» SUPPLIED MATERIAL:
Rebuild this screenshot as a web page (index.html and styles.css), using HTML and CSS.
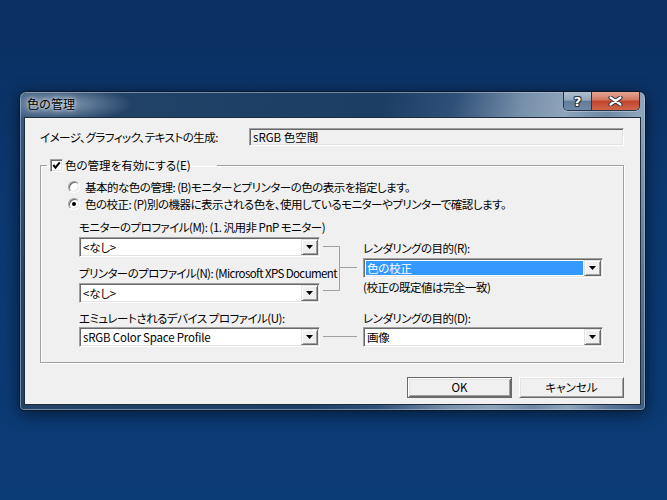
FILE: index.html
```html
<!DOCTYPE html>
<html lang="ja">
<head>
<meta charset="utf-8">
<title>色の管理</title>
<link rel="stylesheet" href="styles.css">
</head>
<body>
<div class="desktop">
  <div class="window">
    <div class="titlebar">
      <span class="title">色の管理</span>
      <div class="caption">
        <div class="cbtn help"><span>?</span></div>
        <div class="cbtn close">
          <svg width="15" height="10" viewBox="0 0 15 10"><path d="M2.5 1.5 L12.5 8.5 M12.5 1.5 L2.5 8.5" stroke="#27313d" stroke-width="4.2" stroke-linecap="round" fill="none"/><path d="M2.5 1.5 L12.5 8.5 M12.5 1.5 L2.5 8.5" stroke="#fff" stroke-width="2.2" stroke-linecap="round" fill="none"/></svg>
        </div>
      </div>
    </div>
    <div class="client">
      <div class="row-render">
        <span class="lbl">イメージ、グラフィック、テキストの生成:</span>
        <div class="textbox">sRGB 色空間</div>
      </div>
      <fieldset class="group">
        <legend class="group-head">
          <span class="check"><svg width="11" height="11" viewBox="0 0 11 11"><path d="M2.3 5 L4.5 7.6 L8.7 2.4" stroke="#000" stroke-width="2" fill="none"/></svg></span>
          <span>色の管理を有効にする(E)</span>
        </legend>
        <div class="radios">
          <div class="radio-row"><span class="radio"></span><span>基本的な色の管理: (B)モニターとプリンターの色の表示を指定します。</span></div>
          <div class="radio-row"><span class="radio on"></span><span>色の校正: (P)別の機器に表示される色を、使用しているモニターやプリンターで確認します。</span></div>
        </div>
        <div class="profiles">
          <div class="col-left">
            <div class="lbl l-m">モニターのプロファイル(M): (1. 汎用非 PnP モニター)</div>
            <div class="combo c-m"><span class="value">&lt;なし&gt;</span><span class="drop"><svg width="7" height="4" viewBox="0 0 7 4"><path d="M0 0 H7 L3.5 4 Z" fill="#000"/></svg></span></div>
            <div class="lbl l-n">プリンターのプロファイル(N): (Microsoft XPS Document</div>
            <div class="combo c-n"><span class="value">&lt;なし&gt;</span><span class="drop"><svg width="7" height="4" viewBox="0 0 7 4"><path d="M0 0 H7 L3.5 4 Z" fill="#000"/></svg></span></div>
            <div class="lbl l-u">エミュレートされるデバイス プロファイル(U):</div>
            <div class="combo c-u"><span class="value">sRGB Color Space Profile</span><span class="drop"><svg width="7" height="4" viewBox="0 0 7 4"><path d="M0 0 H7 L3.5 4 Z" fill="#000"/></svg></span></div>
          </div>
          <svg class="connector" width="43" height="128" viewBox="0 0 43 128">
            <g stroke="#a0a0a0" stroke-width="1" fill="none">
              <path d="M3 27.5 H19.5 V71.5 H3"/>
              <path d="M19.5 48.5 H37"/>
              <path d="M3 117.5 H37"/>
            </g>
          </svg>
          <div class="col-right">
            <div class="lbl l-r">レンダリングの目的(R):</div>
            <div class="combo c-r"><span class="value selected">色の校正</span><span class="drop"><svg width="7" height="4" viewBox="0 0 7 4"><path d="M0 0 H7 L3.5 4 Z" fill="#000"/></svg></span></div>
            <div class="lbl note">(校正の既定値は完全一致)</div>
            <div class="lbl l-d">レンダリングの目的(D):</div>
            <div class="combo c-d"><span class="value">画像</span><span class="drop"><svg width="7" height="4" viewBox="0 0 7 4"><path d="M0 0 H7 L3.5 4 Z" fill="#000"/></svg></span></div>
          </div>
        </div>
      </fieldset>
      <div class="buttons">
        <button class="btn default">OK</button>
        <button class="btn">キャンセル</button>
      </div>
    </div>
  </div>
</div>
</body>
</html>
```
FILE: styles.css
```css
* { box-sizing: border-box; }
html, body { margin: 0; height: 100%; }
body {
  background: linear-gradient(180deg, #0b2f60 0%, #0c3870 40%, #0b3b75 100%);
  font-family: "Noto Sans CJK JP", "Noto Sans", sans-serif;
  font-size: 12px;
  color: #000;
  overflow: hidden;
}
.desktop { padding: 91px 0 0 19px; }

.window {
  width: 627px;
  height: 320px;
  border: 1px solid #0a182a;
  border-radius: 7px 7px 5px 5px;
  padding: 0 5px 6px 5px;
  display: flex;
  flex-direction: column;
  background:
    radial-gradient(ellipse 70px 18px at 42px 12px, rgba(200,214,230,0.6), rgba(200,214,230,0) 100%),
    linear-gradient(104deg, #3a5a80 0%, #234468 7%, #1c3d64 52%, #2f5078 62%, #7890ab 72%, #8ea4bb 78%, #6e88a6 84%, #90a6bd 89%, #58759a 95%, #3b5c84 100%);
  box-shadow: 0 3px 16px rgba(0,0,0,0.55), inset 0 0 0 1px rgba(180,200,222,0.55);
}

.titlebar {
  height: 26px;
  display: flex;
  justify-content: space-between;
  align-items: flex-start;
}
.title {
  padding: 4px 0 0 2px;
  line-height: 16px;
  font-size: 12px;
  color: #000;
  text-shadow: 0 0 6px rgba(255,255,255,0.8), 0 0 3px rgba(255,255,255,0.7);
}
.caption {
  display: flex;
  height: 19px;
  border: 1px solid #25364a;
  border-top: none;
  border-radius: 0 0 5px 5px;
  overflow: hidden;
  box-shadow: 0 1px 0 rgba(200,215,230,0.5);
}
.cbtn {
  display: flex;
  align-items: center;
  justify-content: center;
  height: 100%;
}
.cbtn.help {
  width: 28px;
  border-right: 1px solid #25364a;
  background: linear-gradient(180deg, #b2c1d1 0%, #91a6bc 45%, #617b98 52%, #6f8aa8 100%);
}
.cbtn.help span {
  font-family: "DejaVu Sans", sans-serif;
  font-weight: bold;
  font-size: 13px;
  line-height: 13px;
  color: #fff;
  text-shadow: 0 0 1px #1d2835, 1px 1px 0 #2a3646, -1px -1px 0 #2a3646, 1px -1px 0 #2a3646, -1px 1px 0 #2a3646;
}
.cbtn.close {
  width: 47px;
  background: linear-gradient(180deg, #e6a595 0%, #d67a62 42%, #c2452c 52%, #d0664a 100%);
}

.client {
  height: 286px;
  background: #f0f0f0;
  box-shadow: 0 0 0 1px #1f2c3b;
  padding: 10px 16px 0 15px;
  display: flex;
  flex-direction: column;
  font-size: 11.5px;
  letter-spacing: -0.5px;
}

.row-render {
  display: flex;
  align-items: center;
  height: 18px;
}
.lbl { line-height: 16px; white-space: nowrap; font-feature-settings: "palt"; }
.textbox {
  margin-left: auto;
  width: 375px;
  height: 18px;
  border: 1px solid;
  border-color: #a0a0a0 #fff #fff #a0a0a0;
  box-shadow: inset 1px 1px 0 #696969, inset -1px -1px 0 #e3e3e3;
  padding: 0 3px;
  line-height: 16px;
  background: #f0f0f0;
  letter-spacing: 0;
}

.group {
  margin: 12px 0 0 0;
  padding: 0 0 15px 27px;
  border: 1px solid #a0a0a0;
  box-shadow: 1px 1px 0 #fff, inset 1px 1px 0 #fff;
  min-width: 0;
}
.group-head {
  display: flex;
  align-items: center;
  gap: 2px;
  width: 170px;
  height: 15px;
  margin-left: -21px;
  padding: 0 0 0 3px;
  line-height: 15px;
  font-feature-settings: "palt";
  white-space: nowrap;
  letter-spacing: 0;
}
.check {
  width: 13px;
  height: 13px;
  flex: none;
  border: 1px solid;
  border-color: #a0a0a0 #fff #fff #a0a0a0;
  box-shadow: inset 1px 1px 0 #696969, inset -1px -1px 0 #e3e3e3;
  background: #fff;
  display: flex;
  align-items: center;
  justify-content: center;
}
.check svg { display: block; }

.radios { margin-top: 5px; }
.radio-row {
  display: flex;
  align-items: center;
  height: 17px;
  gap: 5px;
  white-space: nowrap;
  font-feature-settings: "palt";
}
.radio {
  width: 12px;
  height: 12px;
  flex: none;
  border-radius: 50%;
  border: 1px solid;
  border-color: #a0a0a0 #fff #fff #a0a0a0;
  box-shadow: inset 1px 1px 0 #696969, inset -1px -1px 0 #e3e3e3;
  background: #fff;
  position: relative;
}
.radio.on::after {
  content: "";
  position: absolute;
  left: 3px;
  top: 3px;
  width: 4px;
  height: 4px;
  border-radius: 50%;
  background: #000;
}

.profiles {
  display: flex;
  margin: 7px 0 0 11px;
}
.col-left { width: 241px; display: flex; flex-direction: column; }
.col-right { width: 240px; display: flex; flex-direction: column; }
.connector { display: block; flex: none; }

.combo {
  display: flex;
  height: 20px;
  width: 100%;
  background: #fff;
  border: 1px solid;
  border-color: #a0a0a0 #fff #fff #a0a0a0;
  box-shadow: inset 1px 1px 0 #696969, inset -1px -1px 0 #e3e3e3;
  padding: 1px;
  letter-spacing: -0.2px;
}
.combo .value {
  flex: 1;
  line-height: 16px;
  padding-left: 2px;
  white-space: nowrap;
  overflow: hidden;
  font-feature-settings: "palt";
}
.combo .value.selected {
  background: #3399ff;
  color: #fff;
  margin: 1px;
  line-height: 14px;
  padding-left: 1px;
}
.combo .drop {
  width: 17px;
  height: 16px;
  flex: none;
  background: #f0f0f0;
  border: 1px solid;
  border-color: #e3e3e3 #696969 #696969 #e3e3e3;
  box-shadow: inset 1px 1px 0 #fff, inset -1px -1px 0 #a0a0a0;
  display: flex;
  align-items: center;
  justify-content: center;
}
.combo .drop svg { display: block; }

.l-m { height: 16px; }
.c-m { margin-top: 2px; }
.l-n { margin-top: 8px; letter-spacing: -0.6px; }
.c-n { margin-top: 2px; }
.l-u { margin-top: 7px; }
.c-u { margin-top: 1px; }
.l-r { margin-top: 21px; }
.c-r { margin-top: 2px; }
.note { margin-top: 1px; }
.l-d { margin-top: 15px; }
.c-d { margin-top: 1px; }

.buttons {
  display: flex;
  justify-content: flex-end;
  gap: 7px;
  margin-top: 14px;
}
.btn {
  width: 105px;
  height: 21px;
  font-family: "Noto Sans CJK JP", "Noto Sans", sans-serif;
  font-size: 11.5px;
  line-height: 15px;
  padding: 0;
  color: #000;
  background: #f0f0f0;
  border: 1px solid;
  border-color: #fff #696969 #696969 #fff;
  box-shadow: inset 1px 1px 0 #e3e3e3, inset -1px -1px 0 #a0a0a0;
  font-feature-settings: "palt";
}
.btn.default {
  border: 1px solid #696969;
  box-shadow: inset 1px 1px 0 #fff, inset -1px -1px 0 #696969, inset 2px 2px 0 #e3e3e3, inset -2px -2px 0 #a0a0a0;
}
```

» EXERCISE OBJECTIVE:
From the listing above, copy every line that includes the word "index".

» RESULT FOR THIS EXERCISE:
Rebuild this screenshot as a web page (index.html and styles.css), using HTML and CSS.
FILE: index.html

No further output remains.